> [TASK DIRECTIONS] Count every line that has the word "this". Give the number, without anything more.

> [PROVIDED MATERIAL]
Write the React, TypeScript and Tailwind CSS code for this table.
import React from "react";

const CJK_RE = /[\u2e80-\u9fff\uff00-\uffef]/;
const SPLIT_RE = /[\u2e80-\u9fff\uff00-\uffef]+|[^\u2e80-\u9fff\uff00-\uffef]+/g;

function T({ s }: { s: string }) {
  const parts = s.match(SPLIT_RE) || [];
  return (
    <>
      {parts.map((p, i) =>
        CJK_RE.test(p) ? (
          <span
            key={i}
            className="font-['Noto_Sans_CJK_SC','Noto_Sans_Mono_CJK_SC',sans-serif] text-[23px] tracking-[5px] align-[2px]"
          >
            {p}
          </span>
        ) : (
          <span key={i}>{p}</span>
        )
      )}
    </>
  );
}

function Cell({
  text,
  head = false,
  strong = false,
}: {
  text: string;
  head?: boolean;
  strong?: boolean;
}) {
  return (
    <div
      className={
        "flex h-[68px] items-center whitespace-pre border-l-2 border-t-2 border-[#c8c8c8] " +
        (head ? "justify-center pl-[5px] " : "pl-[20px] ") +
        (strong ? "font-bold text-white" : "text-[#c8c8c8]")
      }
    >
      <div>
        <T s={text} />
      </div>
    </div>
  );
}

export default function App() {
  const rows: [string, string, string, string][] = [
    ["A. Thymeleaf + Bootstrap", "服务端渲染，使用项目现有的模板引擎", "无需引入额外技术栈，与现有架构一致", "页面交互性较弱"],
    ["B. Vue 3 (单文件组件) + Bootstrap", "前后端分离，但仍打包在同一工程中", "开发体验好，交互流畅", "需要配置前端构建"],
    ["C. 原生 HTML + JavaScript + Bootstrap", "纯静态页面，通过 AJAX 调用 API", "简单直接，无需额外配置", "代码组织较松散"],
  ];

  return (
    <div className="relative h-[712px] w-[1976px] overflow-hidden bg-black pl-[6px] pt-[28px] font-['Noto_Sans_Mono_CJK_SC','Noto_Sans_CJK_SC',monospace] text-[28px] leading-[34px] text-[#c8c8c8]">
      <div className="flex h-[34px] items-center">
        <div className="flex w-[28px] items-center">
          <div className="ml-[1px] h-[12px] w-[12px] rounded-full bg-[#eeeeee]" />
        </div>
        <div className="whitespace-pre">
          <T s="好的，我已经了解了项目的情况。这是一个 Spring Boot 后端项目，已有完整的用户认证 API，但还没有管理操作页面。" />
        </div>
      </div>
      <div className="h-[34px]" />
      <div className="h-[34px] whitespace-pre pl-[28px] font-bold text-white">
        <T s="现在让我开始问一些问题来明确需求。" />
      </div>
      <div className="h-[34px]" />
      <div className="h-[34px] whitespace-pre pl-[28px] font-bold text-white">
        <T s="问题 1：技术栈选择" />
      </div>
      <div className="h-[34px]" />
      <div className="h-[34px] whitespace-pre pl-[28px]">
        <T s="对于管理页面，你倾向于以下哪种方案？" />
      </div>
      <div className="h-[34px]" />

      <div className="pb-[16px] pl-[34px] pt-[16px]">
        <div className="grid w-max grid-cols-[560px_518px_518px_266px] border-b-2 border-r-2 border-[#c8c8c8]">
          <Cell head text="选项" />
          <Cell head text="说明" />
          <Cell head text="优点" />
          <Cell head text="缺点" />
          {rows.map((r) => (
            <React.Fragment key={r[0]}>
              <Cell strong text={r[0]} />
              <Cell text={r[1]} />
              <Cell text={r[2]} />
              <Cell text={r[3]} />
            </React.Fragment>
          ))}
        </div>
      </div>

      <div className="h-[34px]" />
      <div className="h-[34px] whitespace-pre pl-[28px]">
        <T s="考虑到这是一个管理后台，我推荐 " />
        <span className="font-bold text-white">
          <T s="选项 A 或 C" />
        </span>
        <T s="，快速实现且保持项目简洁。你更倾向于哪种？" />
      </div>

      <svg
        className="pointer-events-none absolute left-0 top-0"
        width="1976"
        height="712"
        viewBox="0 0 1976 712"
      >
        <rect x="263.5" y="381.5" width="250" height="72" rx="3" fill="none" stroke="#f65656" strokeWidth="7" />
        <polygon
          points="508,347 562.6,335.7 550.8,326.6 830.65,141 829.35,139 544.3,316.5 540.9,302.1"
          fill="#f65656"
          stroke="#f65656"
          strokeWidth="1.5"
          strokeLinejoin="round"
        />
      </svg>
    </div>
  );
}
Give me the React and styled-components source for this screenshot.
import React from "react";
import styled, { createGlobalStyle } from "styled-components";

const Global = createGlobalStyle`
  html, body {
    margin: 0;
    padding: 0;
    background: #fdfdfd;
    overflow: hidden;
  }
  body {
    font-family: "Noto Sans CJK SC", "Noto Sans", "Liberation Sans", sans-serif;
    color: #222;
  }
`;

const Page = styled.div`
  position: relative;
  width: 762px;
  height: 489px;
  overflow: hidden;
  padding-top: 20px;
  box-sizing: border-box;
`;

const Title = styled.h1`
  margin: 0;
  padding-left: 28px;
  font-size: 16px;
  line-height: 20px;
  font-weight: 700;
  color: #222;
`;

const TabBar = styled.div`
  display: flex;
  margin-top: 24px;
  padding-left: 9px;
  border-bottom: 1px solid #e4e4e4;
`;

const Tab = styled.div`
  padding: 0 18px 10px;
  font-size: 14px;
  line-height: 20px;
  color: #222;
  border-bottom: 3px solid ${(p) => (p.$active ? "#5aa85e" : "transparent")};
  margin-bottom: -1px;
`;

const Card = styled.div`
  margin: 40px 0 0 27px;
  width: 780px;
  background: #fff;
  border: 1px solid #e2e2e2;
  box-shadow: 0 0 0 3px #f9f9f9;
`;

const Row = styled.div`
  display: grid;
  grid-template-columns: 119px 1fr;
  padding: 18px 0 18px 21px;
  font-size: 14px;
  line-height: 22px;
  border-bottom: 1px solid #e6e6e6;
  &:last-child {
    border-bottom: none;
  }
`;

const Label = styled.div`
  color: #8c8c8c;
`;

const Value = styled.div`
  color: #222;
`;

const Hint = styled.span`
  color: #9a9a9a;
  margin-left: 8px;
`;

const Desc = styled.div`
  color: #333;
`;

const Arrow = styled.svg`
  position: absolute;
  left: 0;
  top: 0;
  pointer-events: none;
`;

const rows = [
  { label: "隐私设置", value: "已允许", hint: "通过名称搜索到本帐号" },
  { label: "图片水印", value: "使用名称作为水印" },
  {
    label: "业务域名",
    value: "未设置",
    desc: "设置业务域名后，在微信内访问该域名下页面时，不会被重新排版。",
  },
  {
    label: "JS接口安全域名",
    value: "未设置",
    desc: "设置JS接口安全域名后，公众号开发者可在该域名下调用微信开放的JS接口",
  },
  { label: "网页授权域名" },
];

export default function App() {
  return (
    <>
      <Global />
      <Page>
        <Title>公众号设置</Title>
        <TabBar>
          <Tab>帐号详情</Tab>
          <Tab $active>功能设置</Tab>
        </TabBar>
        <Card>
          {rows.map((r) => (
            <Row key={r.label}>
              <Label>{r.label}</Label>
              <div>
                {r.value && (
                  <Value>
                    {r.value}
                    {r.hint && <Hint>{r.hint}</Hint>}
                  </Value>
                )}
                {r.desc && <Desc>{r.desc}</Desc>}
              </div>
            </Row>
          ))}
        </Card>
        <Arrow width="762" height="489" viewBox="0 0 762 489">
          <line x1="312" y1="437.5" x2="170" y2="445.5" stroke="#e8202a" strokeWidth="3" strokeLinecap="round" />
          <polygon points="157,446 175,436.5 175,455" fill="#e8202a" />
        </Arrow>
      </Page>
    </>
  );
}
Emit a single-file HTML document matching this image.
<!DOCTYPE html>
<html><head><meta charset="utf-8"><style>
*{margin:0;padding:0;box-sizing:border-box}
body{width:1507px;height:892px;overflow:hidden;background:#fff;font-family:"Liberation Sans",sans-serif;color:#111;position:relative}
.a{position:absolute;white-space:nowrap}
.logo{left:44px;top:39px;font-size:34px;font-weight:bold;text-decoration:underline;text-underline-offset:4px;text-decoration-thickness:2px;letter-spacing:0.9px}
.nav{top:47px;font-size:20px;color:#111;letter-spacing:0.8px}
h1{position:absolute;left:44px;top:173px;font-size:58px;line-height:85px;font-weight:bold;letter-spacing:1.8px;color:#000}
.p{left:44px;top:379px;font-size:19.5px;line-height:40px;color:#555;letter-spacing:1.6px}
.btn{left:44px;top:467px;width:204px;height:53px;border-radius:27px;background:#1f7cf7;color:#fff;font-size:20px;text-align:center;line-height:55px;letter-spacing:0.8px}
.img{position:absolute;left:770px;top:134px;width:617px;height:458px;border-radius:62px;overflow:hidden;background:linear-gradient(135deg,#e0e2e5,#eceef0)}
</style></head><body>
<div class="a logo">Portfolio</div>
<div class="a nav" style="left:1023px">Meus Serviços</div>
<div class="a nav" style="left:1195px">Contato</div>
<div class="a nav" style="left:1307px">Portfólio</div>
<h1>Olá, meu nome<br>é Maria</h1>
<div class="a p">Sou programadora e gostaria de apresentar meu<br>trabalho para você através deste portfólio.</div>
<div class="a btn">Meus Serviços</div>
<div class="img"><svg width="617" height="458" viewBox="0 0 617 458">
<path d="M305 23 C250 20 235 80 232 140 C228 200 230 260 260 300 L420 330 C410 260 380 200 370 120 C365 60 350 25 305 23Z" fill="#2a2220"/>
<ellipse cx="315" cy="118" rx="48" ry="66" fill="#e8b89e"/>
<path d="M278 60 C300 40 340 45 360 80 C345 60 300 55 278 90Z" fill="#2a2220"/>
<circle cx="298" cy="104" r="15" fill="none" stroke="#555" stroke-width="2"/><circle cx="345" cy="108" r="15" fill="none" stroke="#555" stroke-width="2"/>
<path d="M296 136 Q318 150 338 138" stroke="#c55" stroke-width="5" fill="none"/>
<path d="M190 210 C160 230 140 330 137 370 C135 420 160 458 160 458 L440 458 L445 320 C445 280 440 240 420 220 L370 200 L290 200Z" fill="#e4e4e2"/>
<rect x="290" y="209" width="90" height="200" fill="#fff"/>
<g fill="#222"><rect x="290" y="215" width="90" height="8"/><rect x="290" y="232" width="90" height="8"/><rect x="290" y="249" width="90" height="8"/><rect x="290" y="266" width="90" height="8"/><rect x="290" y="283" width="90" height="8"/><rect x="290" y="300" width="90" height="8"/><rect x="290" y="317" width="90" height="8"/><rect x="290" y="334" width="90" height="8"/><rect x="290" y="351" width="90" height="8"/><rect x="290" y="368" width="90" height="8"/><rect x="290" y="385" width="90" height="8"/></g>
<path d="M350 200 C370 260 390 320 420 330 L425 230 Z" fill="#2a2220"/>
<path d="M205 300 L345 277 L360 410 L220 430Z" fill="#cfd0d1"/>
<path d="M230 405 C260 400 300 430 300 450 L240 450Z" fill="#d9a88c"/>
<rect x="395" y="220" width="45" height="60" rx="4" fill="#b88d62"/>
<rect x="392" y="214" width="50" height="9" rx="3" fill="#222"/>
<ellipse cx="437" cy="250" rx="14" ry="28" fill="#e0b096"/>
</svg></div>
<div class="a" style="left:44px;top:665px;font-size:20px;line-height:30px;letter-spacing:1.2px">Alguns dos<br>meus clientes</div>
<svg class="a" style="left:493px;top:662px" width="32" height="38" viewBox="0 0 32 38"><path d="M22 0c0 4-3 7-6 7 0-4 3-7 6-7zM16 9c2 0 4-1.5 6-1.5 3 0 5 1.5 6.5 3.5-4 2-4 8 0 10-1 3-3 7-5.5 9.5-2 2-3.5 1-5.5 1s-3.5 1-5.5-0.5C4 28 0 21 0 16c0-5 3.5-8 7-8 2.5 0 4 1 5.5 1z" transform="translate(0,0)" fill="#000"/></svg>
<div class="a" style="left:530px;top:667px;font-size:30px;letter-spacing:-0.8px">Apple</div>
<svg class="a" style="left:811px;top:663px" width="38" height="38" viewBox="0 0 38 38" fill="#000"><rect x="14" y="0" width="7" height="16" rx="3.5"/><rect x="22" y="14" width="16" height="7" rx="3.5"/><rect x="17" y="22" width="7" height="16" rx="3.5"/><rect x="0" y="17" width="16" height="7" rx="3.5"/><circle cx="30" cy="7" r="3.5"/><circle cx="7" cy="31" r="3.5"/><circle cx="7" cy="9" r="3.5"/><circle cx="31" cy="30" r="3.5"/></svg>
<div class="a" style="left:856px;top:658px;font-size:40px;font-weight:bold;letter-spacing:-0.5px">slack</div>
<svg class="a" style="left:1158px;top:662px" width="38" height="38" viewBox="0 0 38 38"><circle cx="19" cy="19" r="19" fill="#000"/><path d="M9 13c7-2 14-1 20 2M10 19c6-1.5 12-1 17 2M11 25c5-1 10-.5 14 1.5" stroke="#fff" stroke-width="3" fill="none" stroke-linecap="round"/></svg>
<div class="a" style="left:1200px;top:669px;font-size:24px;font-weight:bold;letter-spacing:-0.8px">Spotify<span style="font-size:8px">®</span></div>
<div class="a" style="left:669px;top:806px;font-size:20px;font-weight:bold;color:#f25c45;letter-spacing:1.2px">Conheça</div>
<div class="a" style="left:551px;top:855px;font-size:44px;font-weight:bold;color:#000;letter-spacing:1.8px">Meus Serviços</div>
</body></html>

> [SOLVED EXERCISE] 3